CHSLD : Les choses doivent changer…

Anthony Bertrand

Il y a quelques semaines, en prévision de ce texte, je me suis entretenu avec une employée de CHSLD, que nous allons nommer madame M pour des raisons de confidentialité. Cette première entrevue s’était finie sur le sentiment optimiste que tous les CHSLD n’étaient pas aussi en mauvais états ou aussi mal gérés que les médias le laissaient entendre. Cependant, il m’est venu depuis à l’oreille que beaucoup de choses avaient changé dans la situation de M et ce, de façon dramatique. En effet, la préposée a malheureusement contracté le virus et plusieurs aspects de son travail seraient en cause. Malgré sa situation, elle a eu la générosité de m’accorder une deuxième entrevue pour élaborer là-dessus. Mon entretien s’est déroulé le jeudi 28 mai par appel téléphonique.

Un manque de jugement total mène à la catastrophe

Quand j’ai demandé à M ce qui a causé ce revirement de situation, sa réponse m’a bouleversé et choqué. « Il s’est passé que nous avons eu une éclosion sur un autre étage dans le CHSLD qui a été causé par une employée à l’étage supérieur du mien. Elle attendait son résultat de test pour le Covid-19. Si nous ne ressentons aucun symptôme, l’employeur nous oblige à travailler vu que nous sommes asymptomatiques, donc la préposée en question a eu son résultat positif pendant son quart. Quand elle a rapporté cela à sa gestionnaire, celle-ci lui a demandé de finir son quart de travail et de commencer sa quarantaine après. Donc elle a continué à travailler quand même et quelques jours plus tard, on s’est ramassé avec 16 résidents infectés sur 35. 14 ont été transférés dans le même quart de travail où je travaillais, mais les employés n’ont pas suivi, donc nous étions 4 employés pour 15 résidents que nous avions déjà, 14 qui venaient d’arriver et 6 autres qui venaient d’un autre établissement. » Ce fut le début de la catastrophe. « À partir de cette journée-là, tout a empiré. Les chambres simples sont devenues doubles, nous travaillions avec des lits qui ne fonctionnaient pas, les déjeuners étaient servis à 10 h alors que c’est supposé être à 7 h et le dîner, à 11 h. Parfois des résidents sont oubliés pour le dîner et nous sommes chanceux si nous pouvons faire une tournée d’eau… » Pour M, les aînés méritent des résidences sécuritaires et en bon état et non un environnement de bataille, et les employés méritent au minimum de sentir qu’ils ont un support dans cette situation tragique.

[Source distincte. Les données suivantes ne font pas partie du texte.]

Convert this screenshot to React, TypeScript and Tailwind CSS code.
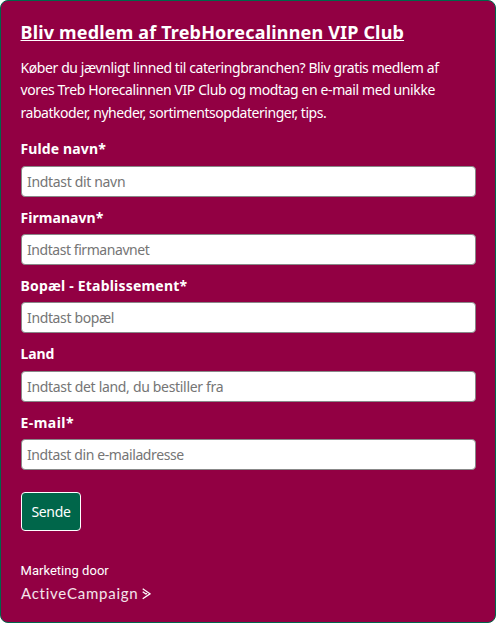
const intro = [
  { text: 'Køber du jævnligt linned til cateringbranchen? Bliv gratis medlem af', tracking: 'tracking-[-0.4px]' },
  { text: 'vores Treb Horecalinnen VIP Club og modtag en e-mail med unikke', tracking: 'tracking-[-0.4px]' },
  { text: 'rabatkoder, nyheder, sortimentsopdateringer, tips.', tracking: 'tracking-[-0.46px]' },
];

const fields = [
  { label: 'Fulde navn*', labelTracking: 'tracking-[0.13px]', placeholder: 'Indtast dit navn', tracking: 'tracking-[-0.33px]' },
  { label: 'Firmanavn*', labelTracking: 'tracking-[0.05px]', placeholder: 'Indtast firmanavnet', tracking: 'tracking-[-0.44px]' },
  { label: 'Bopæl - Etablissement*', labelTracking: 'tracking-[0.2px]', placeholder: 'Indtast bopæl', tracking: 'tracking-[-0.36px]' },
  { label: 'Land', labelTracking: 'tracking-[-0.1px]', placeholder: 'Indtast det land, du bestiller fra', tracking: 'tracking-[-0.32px]' },
  { label: 'E-mail*', labelTracking: 'tracking-[0.45px]', placeholder: 'Indtast din e-mailadresse', tracking: 'tracking-[-0.39px]' },
];

export default function App() {
  return (
    <div className="h-[623px] w-[496px] bg-white font-['Noto_Sans',sans-serif] text-white">
      <form className="flex h-full flex-col items-start rounded-[8px] border border-[#00664a] bg-[#920043] pt-[16px] pr-[19px] pl-[20px]">
        <h1 className="-ml-[0.5px] text-[18px] leading-[30px] font-bold tracking-[0.17px] whitespace-nowrap underline decoration-1 underline-offset-[1px] [text-decoration-skip-ink:none]">
          Bliv medlem af TrebHorecalinnen VIP Club
        </h1>
        <div className="mt-[10px] -ml-[0.5px] text-[14px] leading-[22.4px] whitespace-nowrap">
          {intro.map((line) => (
            <p key={line.text} className={line.tracking}>{line.text}</p>
          ))}
        </div>
        <div className="mt-[15px] flex w-full flex-col">
          {fields.map((f) => (
            <label key={f.label} className="block h-[68.35px] text-[14px] leading-[20px] font-bold">
              <span className={`block -ml-[0.5px] ${f.labelTracking}`}>{f.label}</span>
              <input
                placeholder={f.placeholder}
                className={`mt-[6.3px] block h-[31px] w-full rounded-[4px] border border-[#888888] bg-white px-[5px] text-[14px] font-normal placeholder:text-[#757575] ${f.tracking}`}
              />
            </label>
          ))}
        </div>
        <button type="button" className="mt-[11px] h-[39px] w-[60px] rounded-[4px] border border-white bg-[#00664a] text-[14px] tracking-[-0.3px]">
          Sende
        </button>
        <div className="mt-[30px] -ml-[0.5px] font-[Roboto,sans-serif] text-[13px] leading-[20px] tracking-[0.03px]">Marketing door</div>
        <div className="mt-[2px] flex h-[20px] items-center gap-[4px]">
          <span className="w-[117px] font-[Lato,sans-serif] text-[15px] leading-[20px] font-normal tracking-[0.75px] text-white/90 whitespace-nowrap">ActiveCampaign</span>
          <svg width="9" height="12" viewBox="0 0 9 12" fill="none" stroke="currentColor" strokeWidth="1.3" className="mt-[2px]">
            <path d="M0.7 0.8 8 5.8 0.7 10.8M0.7 3.8 3.9 6 5 5.2" />
          </svg>
        </div>
      </form>
    </div>
  );
}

Vie personnelle difficile et seulement qu’un numéro

J’ai demandé à M comment sa vie personnelle allait malgré sa situation. « C’est très difficile. Mon frère m’évite, mes collègues ne veulent pas m’approcher. C’est un autre monde. On est vu comme un microbe marchant. » Cela fait en sorte que son petit garçon est automatiquement considéré positif, donc elle doit le garder en tout temps avec elle tout en ayant un œil attentif sur ses symptômes. Elle dénonce un manque d’humanité dans la gestion des employés. « Moi, je suis vue comme un numéro. Je ne suis pas M, mais mon numéro d’employée », me disait-elle tout de même en riant. Les choses ne s’arrêtent pas là. Alors que son premier test était équivoque (ce qui veut dire un test ni positif ni négatif), M a été mis en retrait préventif, mais elle n’était pas au bout de ses peines. « Ma gestionnaire m’a obligée à rentrer quand même. Mon fils est considéré comme positif, je ne l’enverrai pas à la garderie. Je lui ai demandé si elle me demandait bien de rentrer et sa réponse était, oui, étant donné que tu n’as pas de symptôme, tu es obligé de rentrer… Alors j’ai rappelé la fille du bureau de santé qui m’a mis en arrêt, et elle m’a dit que ma gestionnaire n’avait aucun pouvoir sur eux. Donc imaginez si j’avais été une personne introvertie, que j’étais rentrée travailler et que mon test positif était finalement sorti… »

N’est-ce pas pathétique et immoral ? Comment en sommes-nous venus à un tel point ? À quand les récompenses pour ces guerriers ? Car à ce que j’ai pu comprendre, les primes sont des promesses quasi impossibles à atteindre. En effet, il ne faut manquer aucun jour si l’on veut avoir droit à la prime. Les choses doivent absolument changer. Comment donner de l’espoir à ses employés si ceux-ci ne sont même pas récompensés à leur juste valeur ? La situation commence à se stabiliser, mais il serait important de faire mention des guerriers sur les champs de bataille qui risquent de garder des séquelles à vie de cette pandémie alors que notre quotidien reprendra de plus belle… Les choses doivent changer dans la gestion de ces êtres humains sur les champs de bataille.